--- Problem ---
Images do not belong in the copy. Retype all the entries below exactly.

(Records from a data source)
Begin
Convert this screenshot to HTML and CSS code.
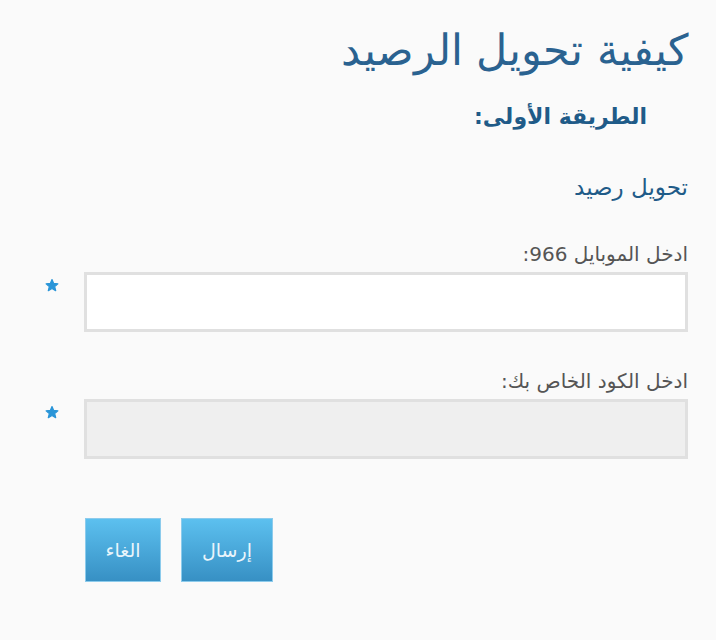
FILE: index.html
```html
<!DOCTYPE html>
<html lang="ar" dir="rtl">
<head>
<meta charset="utf-8">
<link rel="stylesheet" href="styles.css">
</head>
<body>
<main class="page">
  <h1 class="title">كيفية تحويل الرصيد</h1>
  <h2 class="method">الطريقة الأولى:</h2>
  <p class="subtitle">تحويل رصيد</p>
  <form class="form">
    <div class="field">
      <label class="label">ادخل الموبايل 966:</label>
      <div class="row">
        <input class="input" type="text">
        <svg class="star" width="14" height="13" viewBox="0 0 14 13" aria-hidden="true"><path d="M7 0.6 L8.7 4.4 L12.9 4.8 L9.7 7.6 L10.7 11.7 L7 9.5 L3.3 11.7 L4.3 7.6 L1.1 4.8 L5.3 4.4 Z" fill="#2a95d8" stroke="#2a95d8" stroke-width="1.2" stroke-linejoin="round"/></svg>
      </div>
    </div>
    <div class="field">
      <label class="label">ادخل الكود الخاص بك:</label>
      <div class="row">
        <input class="input input-disabled" type="text">
        <svg class="star" width="14" height="13" viewBox="0 0 14 13" aria-hidden="true"><path d="M7 0.6 L8.7 4.4 L12.9 4.8 L9.7 7.6 L10.7 11.7 L7 9.5 L3.3 11.7 L4.3 7.6 L1.1 4.8 L5.3 4.4 Z" fill="#2a95d8" stroke="#2a95d8" stroke-width="1.2" stroke-linejoin="round"/></svg>
      </div>
    </div>
    <div class="actions">
      <button type="button" class="btn btn-send">إرسال</button>
      <button type="button" class="btn btn-cancel">الغاء</button>
    </div>
  </form>
</main>
</body>
</html>
```
FILE: styles.css
```css
html, body {
  margin: 0;
  padding: 0;
  background: #fafafa;
}
body {
  font-family: "DejaVu Sans", "Noto Sans", sans-serif;
  color: #555;
}
.page {
  padding: 24px 28px 0 28px;
}
.title {
  margin: 0;
  font-size: 43px;
  font-weight: 200;
  color: #2a6290;
  line-height: 52px;
}
.method {
  margin: 23px 41px 0 0;
  font-size: 22px;
  font-weight: bold;
  color: #1f5b88;
  line-height: 36px;
}
.subtitle {
  margin: 37px 0 0 0;
  font-size: 23px;
  color: #1f5b88;
  line-height: 30px;
}
.form {
  margin-top: 38px;
}
.field {
  margin-bottom: 35px;
}
.label {
  display: block;
  font-size: 20px;
  color: #555;
  line-height: 28px;
  margin-bottom: 4px;
}
.row {
  display: flex;
  align-items: flex-start;
  gap: 25px;
}
.input {
  width: 604px;
  height: 60px;
  box-sizing: border-box;
  border: 3px solid #e0e0e0;
  background: #fff;
  margin: 0;
  padding: 0 10px;
}
.input-disabled {
  background: #efefef;
}
.star {
  display: block;
  margin-top: 7px;
}
.actions {
  display: flex;
  gap: 20px;
  padding-right: 415px;
  margin-top: 59px;
}
.btn {
  height: 64px;
  border: 1px solid #8ccbec;
  background: linear-gradient(#5cc0ef, #3790c4);
  color: #e9f5fb;
  font-family: "DejaVu Sans", sans-serif;
  font-size: 19px;
  margin: 0;
  padding: 0;
}
.btn-send { width: 92px; }
.btn-cancel { width: 76px; }
```
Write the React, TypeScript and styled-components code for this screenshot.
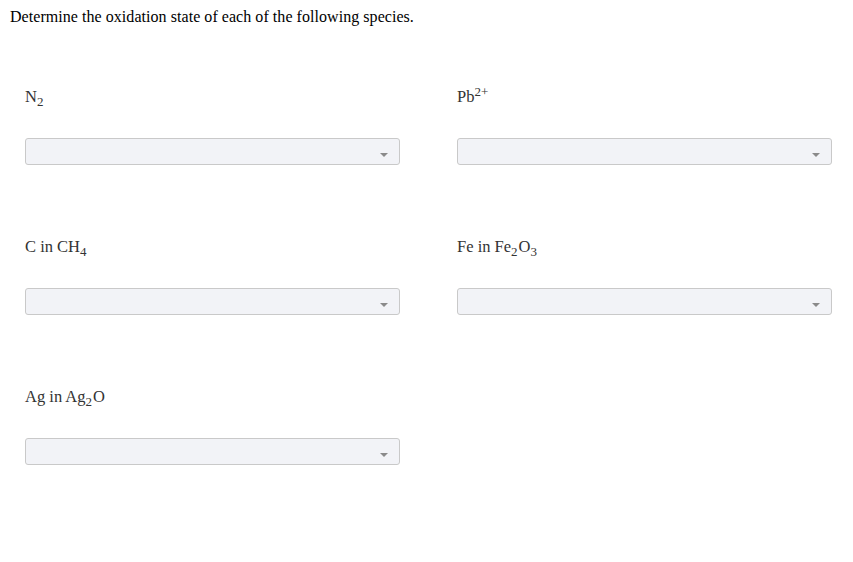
End
--- Solution to the exercise ---
Convert this screenshot to HTML and CSS code.
FILE: index.html
```html
<!DOCTYPE html>
<html lang="ar" dir="rtl">
<head>
<meta charset="utf-8">
<link rel="stylesheet" href="styles.css">
</head>
<body>
<main class="page">
  <h1 class="title">كيفية تحويل الرصيد</h1>
  <h2 class="method">الطريقة الأولى:</h2>
  <p class="subtitle">تحويل رصيد</p>
  <form class="form">
    <div class="field">
      <label class="label">ادخل الموبايل 966:</label>
      <div class="row">
        <input class="input" type="text">
        <svg class="star" width="14" height="13" viewBox="0 0 14 13" aria-hidden="true"><path d="M7 0.6 L8.7 4.4 L12.9 4.8 L9.7 7.6 L10.7 11.7 L7 9.5 L3.3 11.7 L4.3 7.6 L1.1 4.8 L5.3 4.4 Z" fill="#2a95d8" stroke="#2a95d8" stroke-width="1.2" stroke-linejoin="round"/></svg>
      </div>
    </div>
    <div class="field">
      <label class="label">ادخل الكود الخاص بك:</label>
      <div class="row">
        <input class="input input-disabled" type="text">
        <svg class="star" width="14" height="13" viewBox="0 0 14 13" aria-hidden="true"><path d="M7 0.6 L8.7 4.4 L12.9 4.8 L9.7 7.6 L10.7 11.7 L7 9.5 L3.3 11.7 L4.3 7.6 L1.1 4.8 L5.3 4.4 Z" fill="#2a95d8" stroke="#2a95d8" stroke-width="1.2" stroke-linejoin="round"/></svg>
      </div>
    </div>
    <div class="actions">
      <button type="button" class="btn btn-send">إرسال</button>
      <button type="button" class="btn btn-cancel">الغاء</button>
    </div>
  </form>
</main>
</body>
</html>
```
FILE: styles.css
```css
html, body {
  margin: 0;
  padding: 0;
  background: #fafafa;
}
body {
  font-family: "DejaVu Sans", "Noto Sans", sans-serif;
  color: #555;
}
.page {
  padding: 24px 28px 0 28px;
}
.title {
  margin: 0;
  font-size: 43px;
  font-weight: 200;
  color: #2a6290;
  line-height: 52px;
}
.method {
  margin: 23px 41px 0 0;
  font-size: 22px;
  font-weight: bold;
  color: #1f5b88;
  line-height: 36px;
}
.subtitle {
  margin: 37px 0 0 0;
  font-size: 23px;
  color: #1f5b88;
  line-height: 30px;
}
.form {
  margin-top: 38px;
}
.field {
  margin-bottom: 35px;
}
.label {
  display: block;
  font-size: 20px;
  color: #555;
  line-height: 28px;
  margin-bottom: 4px;
}
.row {
  display: flex;
  align-items: flex-start;
  gap: 25px;
}
.input {
  width: 604px;
  height: 60px;
  box-sizing: border-box;
  border: 3px solid #e0e0e0;
  background: #fff;
  margin: 0;
  padding: 0 10px;
}
.input-disabled {
  background: #efefef;
}
.star {
  display: block;
  margin-top: 7px;
}
.actions {
  display: flex;
  gap: 20px;
  padding-right: 415px;
  margin-top: 59px;
}
.btn {
  height: 64px;
  border: 1px solid #8ccbec;
  background: linear-gradient(#5cc0ef, #3790c4);
  color: #e9f5fb;
  font-family: "DejaVu Sans", sans-serif;
  font-size: 19px;
  margin: 0;
  padding: 0;
}
.btn-send { width: 92px; }
.btn-cancel { width: 76px; }
```
Write the React, TypeScript and styled-components code for this screenshot.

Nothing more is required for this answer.